This work focuses on how to build a fast and efficient accelerated network server for data centers, in order to enable direct networking from the accelerators in the system by offloading the data and control planes onto a SmartNIC.
Recently, there is a trend where more and more AI applications are being used. As a response, major cloud providers have already deployed many accelerators in their data centers, e.g. FPGAs in Microsoft Azure, GPUs are used in the Elastic Inference in Amazon clouds, TPUs in Google AutoML, and more.
If you look on these servers’ architecture, you will find out that they all are using the traditional host-centric architecture, where the CPU manages all the peripheral devices in the system, especially the accelerators. As an example, in the NVIDIA DGX-1 server, which is the first server used for AI purpose, there are 8 Tesla GPU cards, but in order to drive these accelerators they use 40 CPU Xeon cores.
The CPU in these servers are used for 2 purposes; managing the accelerators and network I/O tasks, which are inherently I/O- and control-bound. As a result, using Xeon cores for such tasks is definitely possible, but also wasteful. These tasks don’t require the full power of super scalar, out of order X86 CPU architecture to achieve high performance. Instead, we can exploit these cores by running a latency-sensitive workloads, such as memcached.
Programable peripheral devices, such as SmartNICs are becoming widely used in research, and also in industry. Therefore, our hypothesis is to use the SmartNIC as an accelerator manager in the system, and to free the CPU to run more suitable tasks. In this work, instead of using the traditional host-centric architecture, we use the accelerator-centric architecture in order to bypass the CPU when the accelerator needs to receive and send data to the network.
In this work, we are using the integrated RDMA accelerator in the SmartNIC in order to create one-sided RDMA channels between the accelerators and the SmartNIC. And by doing that, we can create a request-response queues in the accelerator memory, manage them on the SmartNIC, and allow them to send and receive data from the network.
Lynx doesn’t require installing the accelerator’s driver on the SmartNIC, therefore it is portable for all accelerators that have the ability to expose their memory over PCIe. Also, Lynx supports UDP and TCP transport protocols, which are important in order to be able to integrate Lynx in the clouds, where most of the workloads are using UDP and TCP. Thanks for using RDMA internally – between the SmartNIC and the accelerator – Lynx is also scalable and can access remote accelerators that reside on a remote physical machines.
Lynx was implemented on the Mellanox Bluefield which is an ARM-based SmatrNIC. In addition, a partial implementation on Mellanox Innova, an FPGA-based SmartNIC. We used 2 different types of accelerators; NVIDIA GPUs and the Intel Visual Computer Accelerator (VCA).
Integrating new accelerators with Lynx is very simple, all what we need to do is to implement a light-weight library on the accelerator side in order to manage the message queues in the accelerator memory.

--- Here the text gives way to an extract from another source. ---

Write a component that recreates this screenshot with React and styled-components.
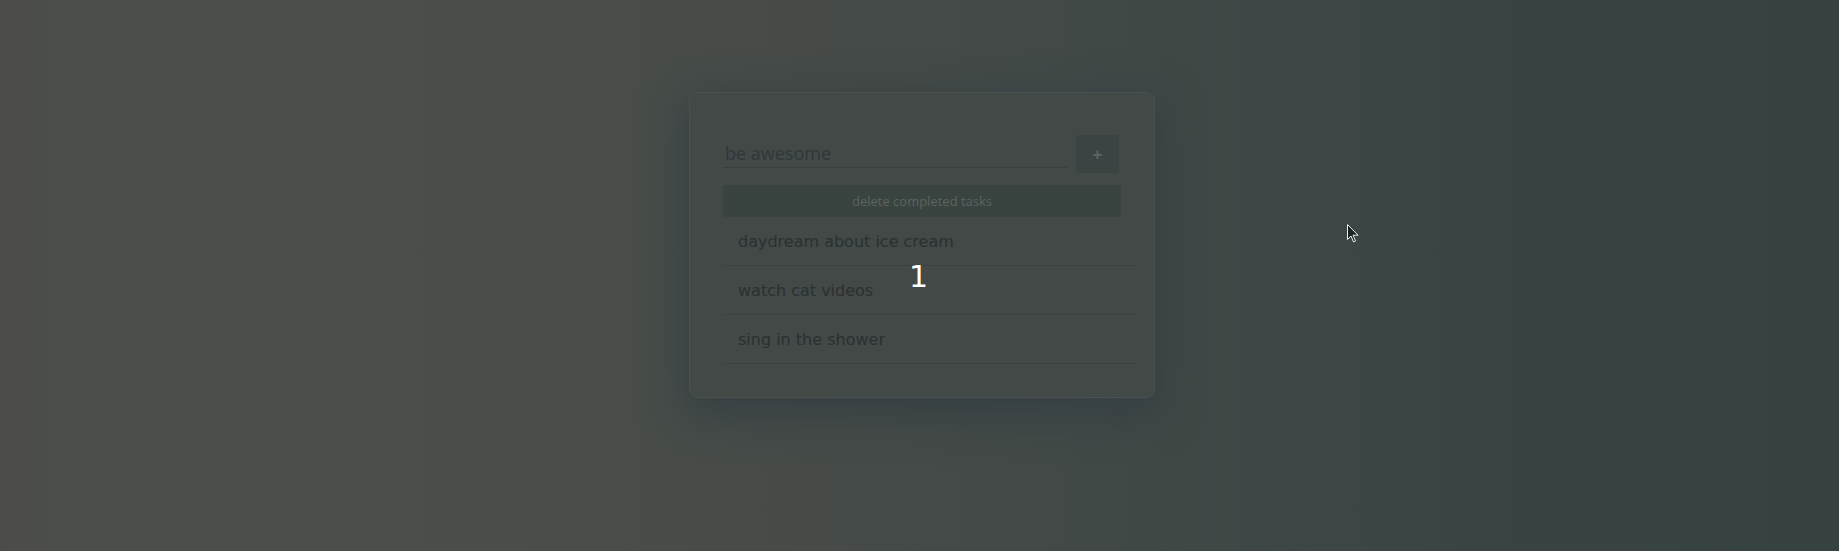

LeNet is a DNN used for recognition hand-written digits. LeNet was developed using TensorFlow, optimized by using the state-of-the-art TVM compiler for neural networks. LeNet runs only on the GPU without any code running on the CPU (neither on the SmartNIC).
For LeNet, using Lynx on BlueField outperforms the host-centric architecture. Lynx achieves 25% more throughput (almost achieving the max theoretical throughput) and 20% less latency comparing to the host-centric architecture. All this while using ARM cores (on the smartNIC). When running Lynx on Xeon core, for comparison purpose, we saw that Lynx on BlueField can achieve the same throughput with a negligible latency overhead when comparing to running Lynx on Xeon core.
For compute bound applications, Lynx can scale linearly, until reaching the network processing bottleneck. And this is true for both local and remote accelerators.
Recently, in the GTC 2020 conference, NVIDIA has announced the new DPU (Data Processing Unit). A DPU is a system on a chip, or SOC, that combines an industry standard, high-performance, software programmable, multi-core CPU, typically based on the widely-used Arm architecture, tightly coupled to the other SOC components.
Quoting from NVIDIA blog: “The CPU is for general purpose computing, the GPU is for accelerated computing and the DPU, which moves data around the data center, does data processing.” – And this is exactly the idea behind Lynx, isn’t it?